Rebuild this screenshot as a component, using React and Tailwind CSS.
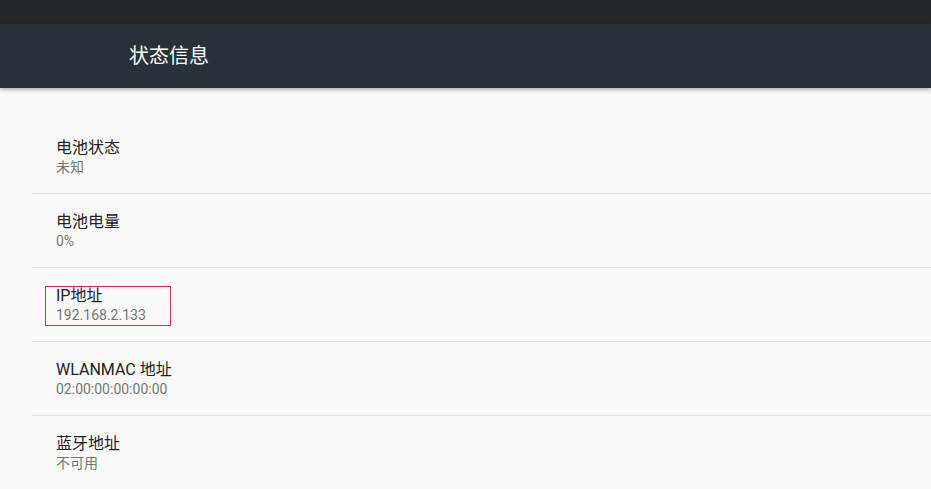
import React from "react";

const rows = [
  { t: "电池状态", s: "未知" },
  { t: "电池电量", s: "0%" },
  { t: "IP地址", s: "192.168.2.133", box: true },
  { t: "WLANMAC 地址", s: "02:00:00:00:00:00" },
  { t: "蓝牙地址", s: "不可用" },
];

export default function App() {
  return (
    <div
      className="w-[931px] h-[489px] overflow-hidden bg-[#fafafa] flex flex-col"
      style={{ fontFamily: 'Roboto, "Noto Sans CJK SC", sans-serif' }}
    >
      <div className="h-[24px] bg-[#232629] shrink-0" />
      <div className="h-[64px] bg-[#263238] shrink-0 flex items-center pl-[129px] relative z-10 shadow-[0_2px_4px_rgba(0,0,0,0.3)]">
        <span className="text-white text-[20px] leading-none">状态信息</span>
      </div>
      <div className="pt-[32px] pl-[32px]">
        {rows.map((r, i) => (
          <div key={i} className="h-[74px] border-b border-[#e0e0e0] flex flex-col pt-[18px] pl-[24px] relative">
            <div className="text-[16px] leading-[20px] text-[#212121]">{r.t}</div>
            <div className="text-[14px] leading-[18px] text-[#757575]">{r.s}</div>
            {r.box && (
              <div className="absolute left-[13px] top-[18px] w-[126px] h-[40px] border border-[#d2334a]" />
            )}
          </div>
        ))}
      </div>
    </div>
  );
}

########

Drop the images and repeat the data exactly.

» THE ANSWER
Rebuild this screenshot as a component, using React and Tailwind CSS.
import React from "react";

const rows = [
  { t: "电池状态", s: "未知" },
  { t: "电池电量", s: "0%" },
  { t: "IP地址", s: "192.168.2.133", box: true },
  { t: "WLANMAC 地址", s: "02:00:00:00:00:00" },
  { t: "蓝牙地址", s: "不可用" },
];

export default function App() {
  return (
    <div
      className="w-[931px] h-[489px] overflow-hidden bg-[#fafafa] flex flex-col"
      style={{ fontFamily: 'Roboto, "Noto Sans CJK SC", sans-serif' }}
    >
      <div className="h-[24px] bg-[#232629] shrink-0" />
      <div className="h-[64px] bg-[#263238] shrink-0 flex items-center pl-[129px] relative z-10 shadow-[0_2px_4px_rgba(0,0,0,0.3)]">
        <span className="text-white text-[20px] leading-none">状态信息</span>
      </div>
      <div className="pt-[32px] pl-[32px]">
        {rows.map((r, i) => (
          <div key={i} className="h-[74px] border-b border-[#e0e0e0] flex flex-col pt-[18px] pl-[24px] relative">
            <div className="text-[16px] leading-[20px] text-[#212121]">{r.t}</div>
            <div className="text-[14px] leading-[18px] text-[#757575]">{r.s}</div>
            {r.box && (
              <div className="absolute left-[13px] top-[18px] w-[126px] h-[40px] border border-[#d2334a]" />
            )}
          </div>
        ))}
      </div>
    </div>
  );
}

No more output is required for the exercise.